Entries from a dataset:

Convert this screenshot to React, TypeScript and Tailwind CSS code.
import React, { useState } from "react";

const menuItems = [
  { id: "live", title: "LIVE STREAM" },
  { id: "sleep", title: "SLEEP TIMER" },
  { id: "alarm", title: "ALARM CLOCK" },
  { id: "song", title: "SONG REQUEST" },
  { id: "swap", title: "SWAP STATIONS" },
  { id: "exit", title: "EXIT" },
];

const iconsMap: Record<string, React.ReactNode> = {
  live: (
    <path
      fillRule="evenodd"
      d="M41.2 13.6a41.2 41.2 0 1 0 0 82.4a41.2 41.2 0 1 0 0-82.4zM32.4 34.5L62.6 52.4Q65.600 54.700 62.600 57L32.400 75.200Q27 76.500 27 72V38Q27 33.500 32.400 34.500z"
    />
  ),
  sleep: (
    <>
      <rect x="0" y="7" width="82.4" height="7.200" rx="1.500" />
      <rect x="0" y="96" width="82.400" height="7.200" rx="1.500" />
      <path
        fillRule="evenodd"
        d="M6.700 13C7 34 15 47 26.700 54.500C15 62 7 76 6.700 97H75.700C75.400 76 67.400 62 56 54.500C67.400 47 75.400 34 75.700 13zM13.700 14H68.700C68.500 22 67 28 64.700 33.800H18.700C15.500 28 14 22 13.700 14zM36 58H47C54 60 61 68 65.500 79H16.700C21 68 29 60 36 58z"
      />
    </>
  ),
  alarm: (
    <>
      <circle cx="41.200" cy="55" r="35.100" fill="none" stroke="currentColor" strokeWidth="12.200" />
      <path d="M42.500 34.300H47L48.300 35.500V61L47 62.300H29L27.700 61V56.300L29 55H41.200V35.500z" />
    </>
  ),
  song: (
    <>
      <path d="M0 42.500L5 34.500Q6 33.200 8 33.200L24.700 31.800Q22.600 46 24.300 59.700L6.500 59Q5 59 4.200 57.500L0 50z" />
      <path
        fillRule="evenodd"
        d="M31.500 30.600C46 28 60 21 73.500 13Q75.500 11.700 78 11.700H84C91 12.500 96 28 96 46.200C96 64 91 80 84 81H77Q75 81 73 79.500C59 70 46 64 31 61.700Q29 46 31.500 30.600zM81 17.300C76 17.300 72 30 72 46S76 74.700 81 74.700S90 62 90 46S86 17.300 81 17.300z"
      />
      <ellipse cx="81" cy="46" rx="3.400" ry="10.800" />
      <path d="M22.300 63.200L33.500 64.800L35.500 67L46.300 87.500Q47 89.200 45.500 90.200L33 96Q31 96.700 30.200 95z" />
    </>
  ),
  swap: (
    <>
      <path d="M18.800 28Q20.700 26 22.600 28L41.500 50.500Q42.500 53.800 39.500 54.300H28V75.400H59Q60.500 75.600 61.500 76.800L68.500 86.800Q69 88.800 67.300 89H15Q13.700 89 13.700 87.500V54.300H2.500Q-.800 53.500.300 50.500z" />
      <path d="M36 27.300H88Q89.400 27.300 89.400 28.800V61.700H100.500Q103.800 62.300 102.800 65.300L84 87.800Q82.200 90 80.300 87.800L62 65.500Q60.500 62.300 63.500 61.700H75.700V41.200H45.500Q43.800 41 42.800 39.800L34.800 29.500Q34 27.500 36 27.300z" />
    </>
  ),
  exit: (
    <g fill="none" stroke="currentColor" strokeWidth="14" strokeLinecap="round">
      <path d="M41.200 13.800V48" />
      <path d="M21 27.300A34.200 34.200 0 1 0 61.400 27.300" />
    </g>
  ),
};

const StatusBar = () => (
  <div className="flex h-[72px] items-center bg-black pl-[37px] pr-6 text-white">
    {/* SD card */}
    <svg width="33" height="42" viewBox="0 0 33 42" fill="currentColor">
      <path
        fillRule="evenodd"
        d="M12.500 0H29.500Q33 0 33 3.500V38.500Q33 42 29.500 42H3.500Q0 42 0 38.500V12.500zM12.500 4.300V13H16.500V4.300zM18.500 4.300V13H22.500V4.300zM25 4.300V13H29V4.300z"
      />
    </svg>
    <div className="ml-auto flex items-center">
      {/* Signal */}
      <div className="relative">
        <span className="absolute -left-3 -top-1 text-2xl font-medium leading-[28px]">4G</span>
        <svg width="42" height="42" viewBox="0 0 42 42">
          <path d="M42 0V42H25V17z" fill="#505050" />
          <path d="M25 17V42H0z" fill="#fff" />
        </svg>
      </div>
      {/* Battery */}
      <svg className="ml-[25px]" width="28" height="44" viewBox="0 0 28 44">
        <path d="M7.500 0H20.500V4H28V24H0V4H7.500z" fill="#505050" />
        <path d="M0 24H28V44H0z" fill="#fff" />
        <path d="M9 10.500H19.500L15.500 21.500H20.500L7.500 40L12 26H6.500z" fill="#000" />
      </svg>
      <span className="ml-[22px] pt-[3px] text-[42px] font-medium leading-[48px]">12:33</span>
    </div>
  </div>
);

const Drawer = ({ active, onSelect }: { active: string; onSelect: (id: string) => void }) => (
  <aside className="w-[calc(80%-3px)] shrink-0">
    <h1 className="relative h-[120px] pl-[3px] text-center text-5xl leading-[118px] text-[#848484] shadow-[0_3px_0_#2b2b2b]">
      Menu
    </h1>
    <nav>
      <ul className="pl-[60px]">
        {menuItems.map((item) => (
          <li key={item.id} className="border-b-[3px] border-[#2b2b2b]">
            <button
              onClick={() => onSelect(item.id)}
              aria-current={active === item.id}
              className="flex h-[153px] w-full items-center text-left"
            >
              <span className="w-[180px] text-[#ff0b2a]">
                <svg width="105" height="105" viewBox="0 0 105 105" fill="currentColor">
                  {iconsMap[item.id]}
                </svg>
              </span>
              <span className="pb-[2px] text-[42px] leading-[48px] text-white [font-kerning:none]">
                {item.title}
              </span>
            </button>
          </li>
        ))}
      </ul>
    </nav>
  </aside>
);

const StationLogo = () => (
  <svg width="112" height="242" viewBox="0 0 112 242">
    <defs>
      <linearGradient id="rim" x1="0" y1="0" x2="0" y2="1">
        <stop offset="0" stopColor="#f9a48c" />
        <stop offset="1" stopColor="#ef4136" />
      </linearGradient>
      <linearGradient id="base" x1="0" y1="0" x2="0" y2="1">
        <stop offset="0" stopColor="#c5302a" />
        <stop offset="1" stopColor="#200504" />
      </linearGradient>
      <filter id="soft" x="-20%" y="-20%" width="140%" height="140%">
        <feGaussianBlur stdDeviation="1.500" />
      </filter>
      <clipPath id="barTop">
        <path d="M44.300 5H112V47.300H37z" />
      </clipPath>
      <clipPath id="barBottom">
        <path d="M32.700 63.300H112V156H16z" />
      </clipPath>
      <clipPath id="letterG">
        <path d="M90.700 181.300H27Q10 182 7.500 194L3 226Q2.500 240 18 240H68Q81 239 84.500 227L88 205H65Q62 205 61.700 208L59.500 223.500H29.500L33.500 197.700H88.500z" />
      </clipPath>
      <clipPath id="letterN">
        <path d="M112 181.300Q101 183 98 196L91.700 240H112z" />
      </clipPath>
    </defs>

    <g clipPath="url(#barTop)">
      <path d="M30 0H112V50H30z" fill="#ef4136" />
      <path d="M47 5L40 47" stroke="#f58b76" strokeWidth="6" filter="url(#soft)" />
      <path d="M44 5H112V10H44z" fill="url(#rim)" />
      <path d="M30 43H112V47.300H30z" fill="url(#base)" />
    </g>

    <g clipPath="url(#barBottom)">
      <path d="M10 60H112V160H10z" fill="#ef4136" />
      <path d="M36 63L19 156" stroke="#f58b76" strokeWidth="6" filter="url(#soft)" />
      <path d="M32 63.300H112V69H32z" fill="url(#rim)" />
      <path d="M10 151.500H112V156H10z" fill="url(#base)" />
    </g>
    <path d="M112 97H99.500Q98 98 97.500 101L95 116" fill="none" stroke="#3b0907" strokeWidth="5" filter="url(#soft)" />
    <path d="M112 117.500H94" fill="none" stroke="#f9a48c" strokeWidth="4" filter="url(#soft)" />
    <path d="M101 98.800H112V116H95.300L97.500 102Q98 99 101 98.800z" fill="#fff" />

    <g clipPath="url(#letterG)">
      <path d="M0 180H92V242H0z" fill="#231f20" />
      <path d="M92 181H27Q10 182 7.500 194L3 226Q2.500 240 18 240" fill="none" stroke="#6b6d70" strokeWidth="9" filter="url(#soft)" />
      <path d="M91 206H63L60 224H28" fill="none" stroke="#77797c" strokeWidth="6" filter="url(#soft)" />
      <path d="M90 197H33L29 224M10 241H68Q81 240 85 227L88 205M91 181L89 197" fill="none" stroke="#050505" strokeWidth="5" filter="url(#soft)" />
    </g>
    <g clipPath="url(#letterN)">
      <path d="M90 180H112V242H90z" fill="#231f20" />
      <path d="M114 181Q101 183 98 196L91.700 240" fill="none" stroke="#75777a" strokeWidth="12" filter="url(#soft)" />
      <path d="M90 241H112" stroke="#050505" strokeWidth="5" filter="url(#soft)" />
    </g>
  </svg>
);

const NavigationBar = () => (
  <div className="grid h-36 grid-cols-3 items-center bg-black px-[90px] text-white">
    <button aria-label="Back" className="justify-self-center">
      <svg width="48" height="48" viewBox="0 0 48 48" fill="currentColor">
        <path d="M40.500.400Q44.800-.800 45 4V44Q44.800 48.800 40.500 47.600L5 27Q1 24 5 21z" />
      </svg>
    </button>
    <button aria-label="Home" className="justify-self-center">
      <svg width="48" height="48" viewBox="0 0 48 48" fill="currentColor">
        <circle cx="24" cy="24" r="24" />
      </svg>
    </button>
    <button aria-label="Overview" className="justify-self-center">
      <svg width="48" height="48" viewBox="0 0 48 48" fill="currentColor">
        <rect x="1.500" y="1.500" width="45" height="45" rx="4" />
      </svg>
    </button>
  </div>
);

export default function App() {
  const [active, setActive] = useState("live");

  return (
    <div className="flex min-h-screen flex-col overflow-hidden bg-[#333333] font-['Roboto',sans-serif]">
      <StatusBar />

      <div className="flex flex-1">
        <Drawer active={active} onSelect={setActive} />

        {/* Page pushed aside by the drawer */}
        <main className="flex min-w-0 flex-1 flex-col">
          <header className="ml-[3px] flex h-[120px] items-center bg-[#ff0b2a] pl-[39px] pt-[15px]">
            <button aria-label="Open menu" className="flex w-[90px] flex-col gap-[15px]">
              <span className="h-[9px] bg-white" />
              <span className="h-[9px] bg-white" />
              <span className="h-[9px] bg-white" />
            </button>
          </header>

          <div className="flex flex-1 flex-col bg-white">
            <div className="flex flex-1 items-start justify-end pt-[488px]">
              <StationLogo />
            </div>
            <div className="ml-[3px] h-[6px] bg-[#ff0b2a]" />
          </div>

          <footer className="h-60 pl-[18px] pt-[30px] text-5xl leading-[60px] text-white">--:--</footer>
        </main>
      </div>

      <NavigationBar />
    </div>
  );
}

--

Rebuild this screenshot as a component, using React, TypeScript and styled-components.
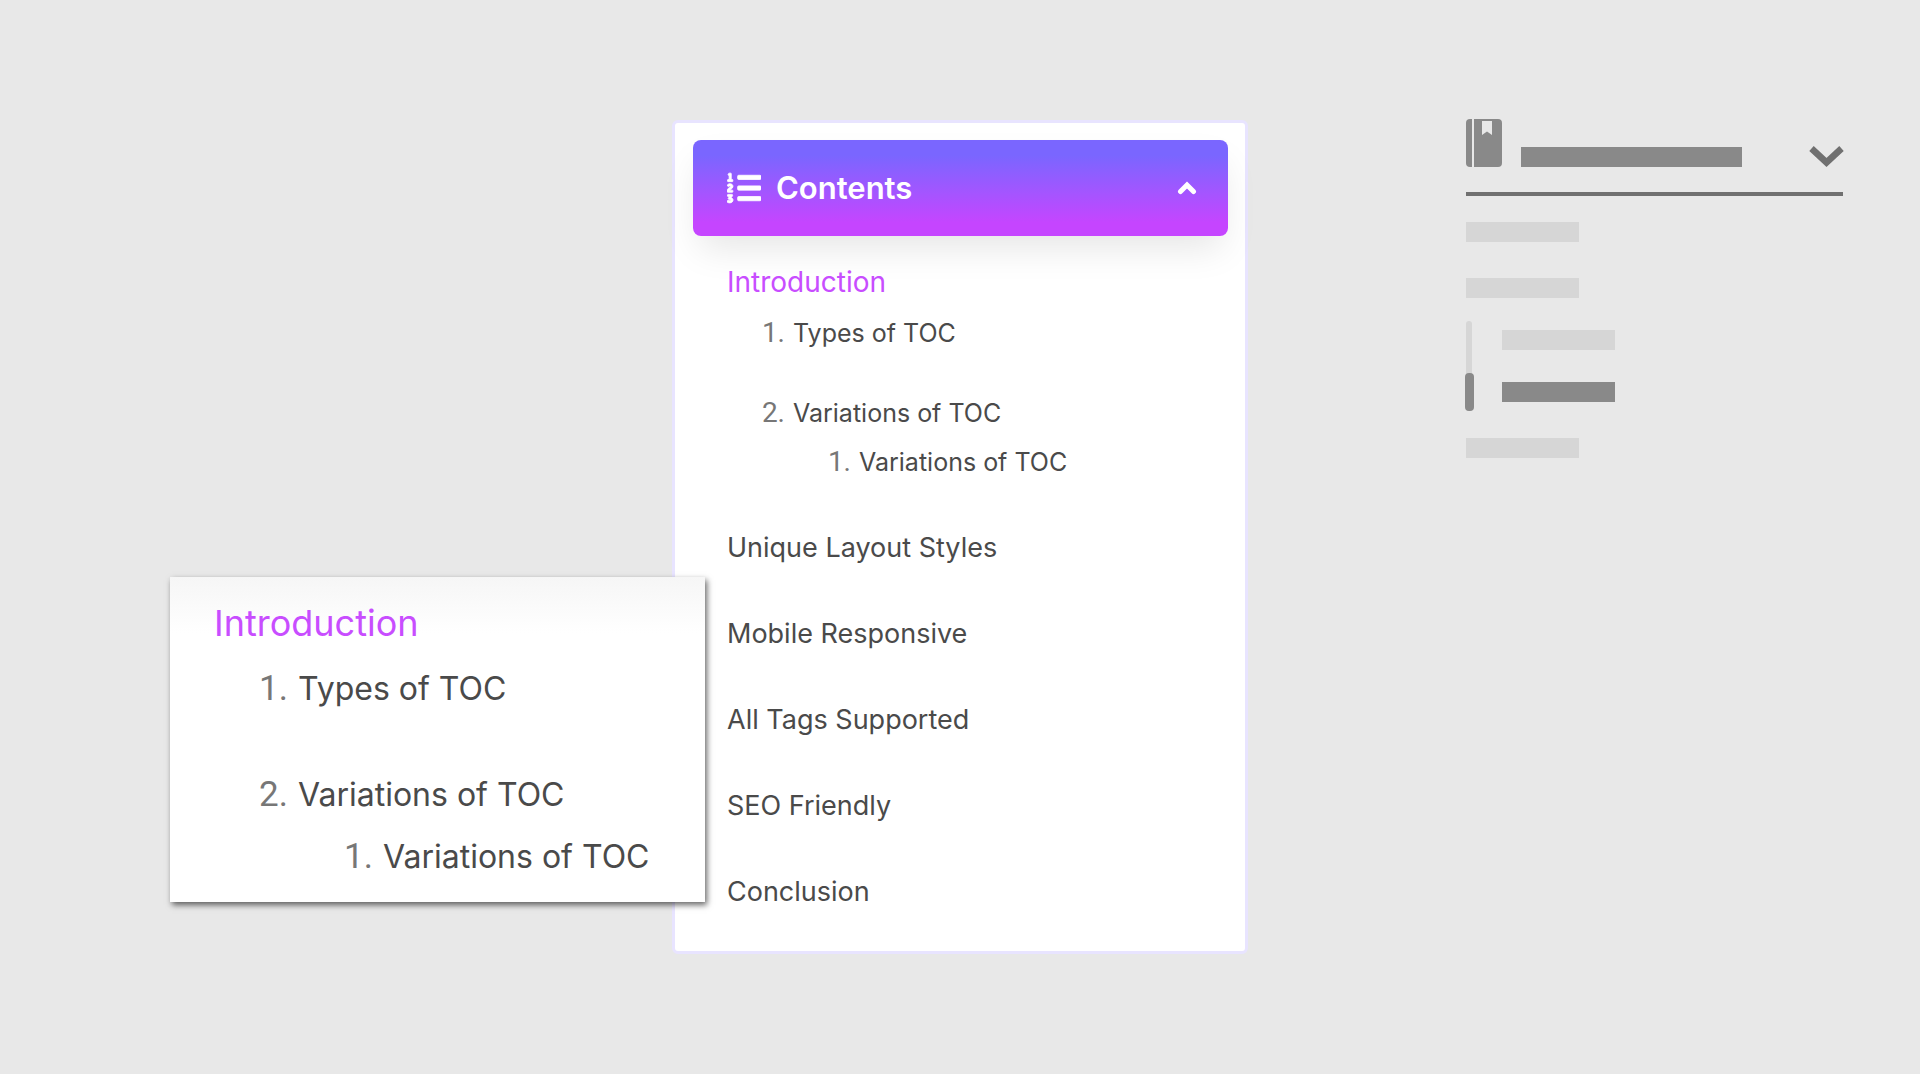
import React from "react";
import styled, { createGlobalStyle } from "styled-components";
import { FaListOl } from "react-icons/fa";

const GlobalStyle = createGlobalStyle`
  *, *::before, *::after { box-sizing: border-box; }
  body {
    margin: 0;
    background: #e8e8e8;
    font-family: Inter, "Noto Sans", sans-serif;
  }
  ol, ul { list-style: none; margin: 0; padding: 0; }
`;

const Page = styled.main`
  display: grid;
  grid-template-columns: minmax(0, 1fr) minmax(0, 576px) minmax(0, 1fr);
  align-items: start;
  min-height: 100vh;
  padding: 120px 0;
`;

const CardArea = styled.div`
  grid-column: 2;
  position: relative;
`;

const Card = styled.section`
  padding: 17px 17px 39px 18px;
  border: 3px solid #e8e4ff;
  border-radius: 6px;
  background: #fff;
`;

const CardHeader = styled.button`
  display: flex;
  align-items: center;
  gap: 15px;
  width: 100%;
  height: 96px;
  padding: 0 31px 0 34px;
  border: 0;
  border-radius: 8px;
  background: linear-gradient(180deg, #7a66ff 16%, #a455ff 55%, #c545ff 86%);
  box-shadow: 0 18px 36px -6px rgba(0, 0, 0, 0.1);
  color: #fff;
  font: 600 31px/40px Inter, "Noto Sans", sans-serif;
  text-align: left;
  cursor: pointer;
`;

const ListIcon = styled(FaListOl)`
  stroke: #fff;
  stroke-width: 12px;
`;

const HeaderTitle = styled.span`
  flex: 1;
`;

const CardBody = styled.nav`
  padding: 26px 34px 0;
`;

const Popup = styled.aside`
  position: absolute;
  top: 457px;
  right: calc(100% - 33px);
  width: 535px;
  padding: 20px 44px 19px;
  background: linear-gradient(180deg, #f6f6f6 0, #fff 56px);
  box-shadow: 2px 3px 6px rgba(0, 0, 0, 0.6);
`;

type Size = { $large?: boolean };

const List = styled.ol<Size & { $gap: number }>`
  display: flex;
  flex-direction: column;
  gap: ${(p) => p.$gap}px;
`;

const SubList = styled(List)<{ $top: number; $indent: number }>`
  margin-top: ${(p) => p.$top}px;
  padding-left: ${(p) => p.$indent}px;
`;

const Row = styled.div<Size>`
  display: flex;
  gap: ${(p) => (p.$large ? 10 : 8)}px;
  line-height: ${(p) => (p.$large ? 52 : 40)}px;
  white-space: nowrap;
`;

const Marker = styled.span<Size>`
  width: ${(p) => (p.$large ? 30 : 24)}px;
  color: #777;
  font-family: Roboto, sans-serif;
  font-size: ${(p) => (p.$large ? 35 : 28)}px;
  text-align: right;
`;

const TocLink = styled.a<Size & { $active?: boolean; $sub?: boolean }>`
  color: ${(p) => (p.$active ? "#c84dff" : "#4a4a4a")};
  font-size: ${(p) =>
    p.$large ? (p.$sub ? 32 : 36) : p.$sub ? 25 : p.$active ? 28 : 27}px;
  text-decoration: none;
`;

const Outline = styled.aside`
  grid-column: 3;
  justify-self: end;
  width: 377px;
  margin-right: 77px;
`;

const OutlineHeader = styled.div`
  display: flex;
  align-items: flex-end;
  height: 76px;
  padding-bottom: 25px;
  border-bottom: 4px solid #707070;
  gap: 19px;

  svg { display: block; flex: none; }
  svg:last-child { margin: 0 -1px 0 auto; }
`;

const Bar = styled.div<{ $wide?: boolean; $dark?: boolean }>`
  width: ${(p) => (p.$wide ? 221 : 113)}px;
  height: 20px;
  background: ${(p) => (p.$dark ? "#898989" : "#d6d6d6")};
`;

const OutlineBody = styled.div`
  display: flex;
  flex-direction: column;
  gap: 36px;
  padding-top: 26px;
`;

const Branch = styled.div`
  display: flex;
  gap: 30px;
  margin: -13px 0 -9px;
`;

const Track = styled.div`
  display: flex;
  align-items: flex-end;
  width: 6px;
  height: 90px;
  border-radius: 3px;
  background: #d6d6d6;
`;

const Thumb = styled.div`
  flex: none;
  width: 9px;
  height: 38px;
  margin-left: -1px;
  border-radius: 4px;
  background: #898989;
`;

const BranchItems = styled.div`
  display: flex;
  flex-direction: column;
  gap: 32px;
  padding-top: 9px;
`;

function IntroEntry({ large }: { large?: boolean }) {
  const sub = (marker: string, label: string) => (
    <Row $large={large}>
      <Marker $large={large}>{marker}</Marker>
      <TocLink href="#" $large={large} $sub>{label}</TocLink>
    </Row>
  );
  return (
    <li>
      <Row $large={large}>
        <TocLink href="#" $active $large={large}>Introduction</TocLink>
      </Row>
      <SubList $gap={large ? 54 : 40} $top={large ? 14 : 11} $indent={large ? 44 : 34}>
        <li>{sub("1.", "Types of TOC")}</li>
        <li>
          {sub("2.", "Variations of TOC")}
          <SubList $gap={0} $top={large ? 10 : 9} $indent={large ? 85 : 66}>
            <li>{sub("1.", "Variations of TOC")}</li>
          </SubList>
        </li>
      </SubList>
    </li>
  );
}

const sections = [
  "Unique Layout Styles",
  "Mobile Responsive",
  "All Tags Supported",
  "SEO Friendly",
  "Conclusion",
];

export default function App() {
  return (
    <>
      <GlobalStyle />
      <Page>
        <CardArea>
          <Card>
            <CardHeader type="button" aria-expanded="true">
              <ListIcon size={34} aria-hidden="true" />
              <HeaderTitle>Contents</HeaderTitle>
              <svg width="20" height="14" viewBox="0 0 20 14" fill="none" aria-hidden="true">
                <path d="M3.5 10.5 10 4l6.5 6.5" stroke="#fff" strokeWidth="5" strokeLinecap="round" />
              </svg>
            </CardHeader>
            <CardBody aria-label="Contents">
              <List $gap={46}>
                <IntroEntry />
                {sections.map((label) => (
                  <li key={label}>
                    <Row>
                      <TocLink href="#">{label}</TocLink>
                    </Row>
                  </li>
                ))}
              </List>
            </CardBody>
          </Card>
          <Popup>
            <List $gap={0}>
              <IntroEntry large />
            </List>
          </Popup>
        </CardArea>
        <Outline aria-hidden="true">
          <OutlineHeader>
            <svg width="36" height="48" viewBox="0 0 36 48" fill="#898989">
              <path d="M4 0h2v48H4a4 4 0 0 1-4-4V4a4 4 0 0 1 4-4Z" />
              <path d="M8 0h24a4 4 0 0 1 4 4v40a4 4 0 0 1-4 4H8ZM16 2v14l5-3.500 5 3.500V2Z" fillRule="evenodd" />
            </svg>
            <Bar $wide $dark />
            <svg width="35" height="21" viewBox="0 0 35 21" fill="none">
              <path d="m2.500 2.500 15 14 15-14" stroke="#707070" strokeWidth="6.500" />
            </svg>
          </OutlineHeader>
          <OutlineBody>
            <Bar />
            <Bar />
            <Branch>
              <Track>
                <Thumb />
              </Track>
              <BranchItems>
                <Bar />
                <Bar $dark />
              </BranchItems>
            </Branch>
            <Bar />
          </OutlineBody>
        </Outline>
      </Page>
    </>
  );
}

# Task directions:
Look through the records and gather each line with the word "TypeScript".

# Answer in full:
Convert this screenshot to React, TypeScript and Tailwind CSS code.
Rebuild this screenshot as a component, using React, TypeScript and styled-components.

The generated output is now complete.